The data below should be printed in full, exactly, and without any of its images.

──────── Data section

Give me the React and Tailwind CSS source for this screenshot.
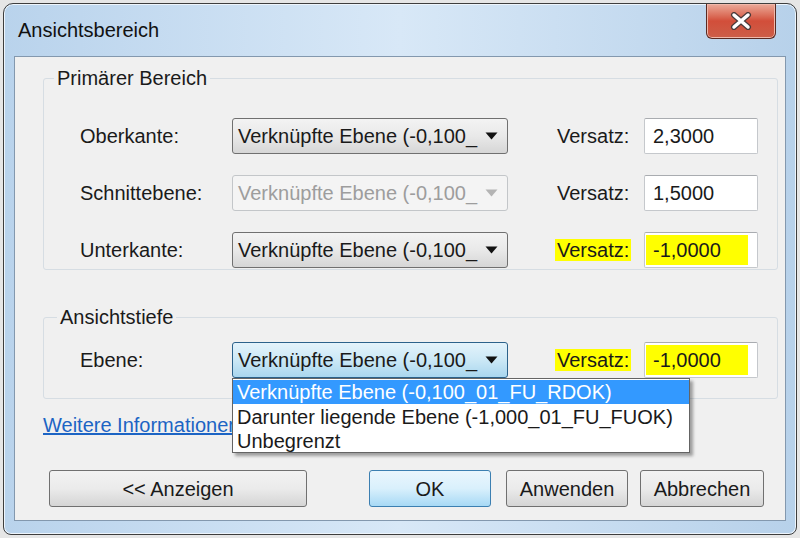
import React from 'react'

const font = { fontFamily: '"Liberation Sans", Arial, sans-serif' }

function Arrow({ disabled }) {
  return (
    <svg width="13" height="8" viewBox="0 0 13 8" className="shrink-0">
      <path d="M0.5 0.5 L12.5 0.5 L6.5 7.5 Z" fill={disabled ? '#b4b4b4' : '#111'} />
    </svg>
  )
}

function Combo({ disabled, focused, children }) {
  let cls = 'border-[#707070] bg-linear-to-b from-[#f3f3f3] via-[#e9e9e9] to-[#d6d6d6] text-[#1a1a1a]'
  if (disabled) cls = 'border-[#c3c6c9] bg-[#f4f4f4] text-[#9d9d9d]'
  if (focused) cls = 'border-[#2c628b] bg-linear-to-b from-[#e4f3fb] via-[#cbe8f6] to-[#a9d6ee] text-[#1a1a1a]'
  return (
    <div className={`relative w-[276px] h-[36px] shrink-0 flex items-center justify-between pl-[5px] pr-[9px] border rounded-[3px] ${cls}`}>
      <span className="whitespace-nowrap">Verknüpfte Ebene (-0,100_</span>
      <Arrow disabled={disabled} />
      {children}
    </div>
  )
}

function Field({ value, marked }) {
  return (
    <div className="w-[114px] h-[36px] shrink-0 border border-[#c5c8cc] border-t-[#a9acb0] rounded-[2px] bg-white flex items-center pl-[1px]">
      {marked ? (
        <span className="w-[102px] h-[30px] bg-[#ffff00] flex items-center pl-[7px]">{value}</span>
      ) : (
        <span className="pl-[7px]">{value}</span>
      )}
    </div>
  )
}

function Row({ label, value, disabled, marked, focused, children }) {
  return (
    <div className="flex items-center h-[36px]">
      <span className="w-[188px] pl-[36px] shrink-0">{label}</span>
      <Combo disabled={disabled} focused={focused}>{children}</Combo>
      <span className="ml-[47px] w-[89px] shrink-0">
        <span className={marked ? 'bg-[#ffff00] px-[2px]' : 'px-[2px]'}>Versatz:</span>
      </span>
      <Field value={value} marked={marked} />
    </div>
  )
}

function Btn({ children, w, primary, className = '' }) {
  const cls = primary
    ? 'border-[#3c7fb1] bg-linear-to-b from-[#eaf6fd] via-[#d9f0fc] to-[#a7d9f5]'
    : 'border-[#707070] bg-linear-to-b from-[#f2f2f2] via-[#ebebeb] to-[#d5d5d5]'
  return (
    <div className={`${w} h-[37px] border rounded-[3px] flex items-center justify-center ${cls} ${className}`}>
      {children}
    </div>
  )
}

export default function App() {
  return (
    <div className="w-[800px] h-[538px] bg-[#e6e6e6] p-[3px] text-[20px] text-[#1a1a1a] overflow-hidden" style={font}>
      <div className="h-full flex flex-col rounded-t-[10px] rounded-b-[8px] border border-[#3e3e3e] bg-linear-to-r from-[#b9d3ec] via-[#d8e8f7] to-[#b7d1ea] shadow-[inset_0_0_0_1px_#eef5fc]">
        <div className="h-[52px] flex items-start justify-between shrink-0">
          <span className="self-center pl-[14px] text-[#111]">Ansichtsbereich</span>
          <div className="mr-[20px] w-[70px] h-[35px] rounded-b-[6px] border border-t-0 border-[#5a2a22] bg-linear-to-b from-[#e9a999] via-[#d24e3a] to-[#cc5e48] flex items-center justify-center shadow-[inset_0_0_0_1px_#f0b8aa]">
            <svg width="22" height="18" viewBox="0 0 22 18">
              <path d="M4 3 L18 15 M18 3 L4 15" stroke="#4a3a3a" strokeWidth="6" strokeLinecap="round" />
              <path d="M4 3 L18 15 M18 3 L4 15" stroke="#fff" strokeWidth="3.5" strokeLinecap="round" />
            </svg>
          </div>
        </div>

        <div className="flex-1 mx-[10px] mb-[13px] border border-[#8398ae] bg-[#f0f0f0] flex flex-col pl-[28px] pr-[7px]">
          <fieldset className="mt-[6px] border border-[#d6dde3] rounded-[3px] pb-[1px]">
            <legend className="ml-[10px] px-[3px]">Primärer Bereich</legend>
            <div className="flex flex-col gap-[21px] pt-[25px]">
              <Row label="Oberkante:" value="2,3000" />
              <Row label="Schnittebene:" value="1,5000" disabled />
              <Row label="Unterkante:" value="-1,0000" marked />
            </div>
          </fieldset>

          <fieldset className="mt-[32px] border border-[#d6dde3] rounded-[3px] pb-[20px] relative z-10">
            <legend className="ml-[13px] px-[3px]">Ansichtstiefe</legend>
            <div className="pt-[10px]">
              <Row label="Ebene:" value="-1,0000" marked focused>
                <div className="absolute left-[-1px] top-[35px] w-[458px] border border-[#646464] bg-white shadow-[3px_3px_3px_rgba(0,0,0,0.35)] flex flex-col">
                  <div className="h-[24px] mt-[1px] bg-[#3399ff] text-white flex items-center pl-[4px] whitespace-nowrap">Verknüpfte Ebene (-0,100_01_FU_RDOK)</div>
                  <div className="h-[26px] flex items-center pl-[4px] whitespace-nowrap">Darunter liegende Ebene (-1,000_01_FU_FUOK)</div>
                  <div className="h-[22px] flex items-center pl-[4px] whitespace-nowrap">Unbegrenzt</div>
                </div>
              </Row>
            </div>
          </fieldset>

          <div className="mt-[14px] h-[24px] flex items-center">
            <span className="text-[#1c64c4] underline whitespace-nowrap">Weitere Informationen</span>
          </div>

          <div className="mt-[33px] flex items-center">
            <Btn w="w-[258px]" className="ml-[6px]">&lt;&lt; Anzeigen</Btn>
            <Btn w="w-[122px]" primary className="ml-[62px]">OK</Btn>
            <Btn w="w-[122px]" className="ml-[15px]">Anwenden</Btn>
            <Btn w="w-[124px]" className="ml-[12px]">Abbrechen</Btn>
          </div>
        </div>
      </div>
    </div>
  )
}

────────────────

Finished answer:
Give me the React and Tailwind CSS source for this screenshot.
import React from 'react'

const font = { fontFamily: '"Liberation Sans", Arial, sans-serif' }

function Arrow({ disabled }) {
  return (
    <svg width="13" height="8" viewBox="0 0 13 8" className="shrink-0">
      <path d="M0.5 0.5 L12.5 0.5 L6.5 7.5 Z" fill={disabled ? '#b4b4b4' : '#111'} />
    </svg>
  )
}

function Combo({ disabled, focused, children }) {
  let cls = 'border-[#707070] bg-linear-to-b from-[#f3f3f3] via-[#e9e9e9] to-[#d6d6d6] text-[#1a1a1a]'
  if (disabled) cls = 'border-[#c3c6c9] bg-[#f4f4f4] text-[#9d9d9d]'
  if (focused) cls = 'border-[#2c628b] bg-linear-to-b from-[#e4f3fb] via-[#cbe8f6] to-[#a9d6ee] text-[#1a1a1a]'
  return (
    <div className={`relative w-[276px] h-[36px] shrink-0 flex items-center justify-between pl-[5px] pr-[9px] border rounded-[3px] ${cls}`}>
      <span className="whitespace-nowrap">Verknüpfte Ebene (-0,100_</span>
      <Arrow disabled={disabled} />
      {children}
    </div>
  )
}

function Field({ value, marked }) {
  return (
    <div className="w-[114px] h-[36px] shrink-0 border border-[#c5c8cc] border-t-[#a9acb0] rounded-[2px] bg-white flex items-center pl-[1px]">
      {marked ? (
        <span className="w-[102px] h-[30px] bg-[#ffff00] flex items-center pl-[7px]">{value}</span>
      ) : (
        <span className="pl-[7px]">{value}</span>
      )}
    </div>
  )
}

function Row({ label, value, disabled, marked, focused, children }) {
  return (
    <div className="flex items-center h-[36px]">
      <span className="w-[188px] pl-[36px] shrink-0">{label}</span>
      <Combo disabled={disabled} focused={focused}>{children}</Combo>
      <span className="ml-[47px] w-[89px] shrink-0">
        <span className={marked ? 'bg-[#ffff00] px-[2px]' : 'px-[2px]'}>Versatz:</span>
      </span>
      <Field value={value} marked={marked} />
    </div>
  )
}

function Btn({ children, w, primary, className = '' }) {
  const cls = primary
    ? 'border-[#3c7fb1] bg-linear-to-b from-[#eaf6fd] via-[#d9f0fc] to-[#a7d9f5]'
    : 'border-[#707070] bg-linear-to-b from-[#f2f2f2] via-[#ebebeb] to-[#d5d5d5]'
  return (
    <div className={`${w} h-[37px] border rounded-[3px] flex items-center justify-center ${cls} ${className}`}>
      {children}
    </div>
  )
}

export default function App() {
  return (
    <div className="w-[800px] h-[538px] bg-[#e6e6e6] p-[3px] text-[20px] text-[#1a1a1a] overflow-hidden" style={font}>
      <div className="h-full flex flex-col rounded-t-[10px] rounded-b-[8px] border border-[#3e3e3e] bg-linear-to-r from-[#b9d3ec] via-[#d8e8f7] to-[#b7d1ea] shadow-[inset_0_0_0_1px_#eef5fc]">
        <div className="h-[52px] flex items-start justify-between shrink-0">
          <span className="self-center pl-[14px] text-[#111]">Ansichtsbereich</span>
          <div className="mr-[20px] w-[70px] h-[35px] rounded-b-[6px] border border-t-0 border-[#5a2a22] bg-linear-to-b from-[#e9a999] via-[#d24e3a] to-[#cc5e48] flex items-center justify-center shadow-[inset_0_0_0_1px_#f0b8aa]">
            <svg width="22" height="18" viewBox="0 0 22 18">
              <path d="M4 3 L18 15 M18 3 L4 15" stroke="#4a3a3a" strokeWidth="6" strokeLinecap="round" />
              <path d="M4 3 L18 15 M18 3 L4 15" stroke="#fff" strokeWidth="3.5" strokeLinecap="round" />
            </svg>
          </div>
        </div>

        <div className="flex-1 mx-[10px] mb-[13px] border border-[#8398ae] bg-[#f0f0f0] flex flex-col pl-[28px] pr-[7px]">
          <fieldset className="mt-[6px] border border-[#d6dde3] rounded-[3px] pb-[1px]">
            <legend className="ml-[10px] px-[3px]">Primärer Bereich</legend>
            <div className="flex flex-col gap-[21px] pt-[25px]">
              <Row label="Oberkante:" value="2,3000" />
              <Row label="Schnittebene:" value="1,5000" disabled />
              <Row label="Unterkante:" value="-1,0000" marked />
            </div>
          </fieldset>

          <fieldset className="mt-[32px] border border-[#d6dde3] rounded-[3px] pb-[20px] relative z-10">
            <legend className="ml-[13px] px-[3px]">Ansichtstiefe</legend>
            <div className="pt-[10px]">
              <Row label="Ebene:" value="-1,0000" marked focused>
                <div className="absolute left-[-1px] top-[35px] w-[458px] border border-[#646464] bg-white shadow-[3px_3px_3px_rgba(0,0,0,0.35)] flex flex-col">
                  <div className="h-[24px] mt-[1px] bg-[#3399ff] text-white flex items-center pl-[4px] whitespace-nowrap">Verknüpfte Ebene (-0,100_01_FU_RDOK)</div>
                  <div className="h-[26px] flex items-center pl-[4px] whitespace-nowrap">Darunter liegende Ebene (-1,000_01_FU_FUOK)</div>
                  <div className="h-[22px] flex items-center pl-[4px] whitespace-nowrap">Unbegrenzt</div>
                </div>
              </Row>
            </div>
          </fieldset>

          <div className="mt-[14px] h-[24px] flex items-center">
            <span className="text-[#1c64c4] underline whitespace-nowrap">Weitere Informationen</span>
          </div>

          <div className="mt-[33px] flex items-center">
            <Btn w="w-[258px]" className="ml-[6px]">&lt;&lt; Anzeigen</Btn>
            <Btn w="w-[122px]" primary className="ml-[62px]">OK</Btn>
            <Btn w="w-[122px]" className="ml-[15px]">Anwenden</Btn>
            <Btn w="w-[124px]" className="ml-[12px]">Abbrechen</Btn>
          </div>
        </div>
      </div>
    </div>
  )
}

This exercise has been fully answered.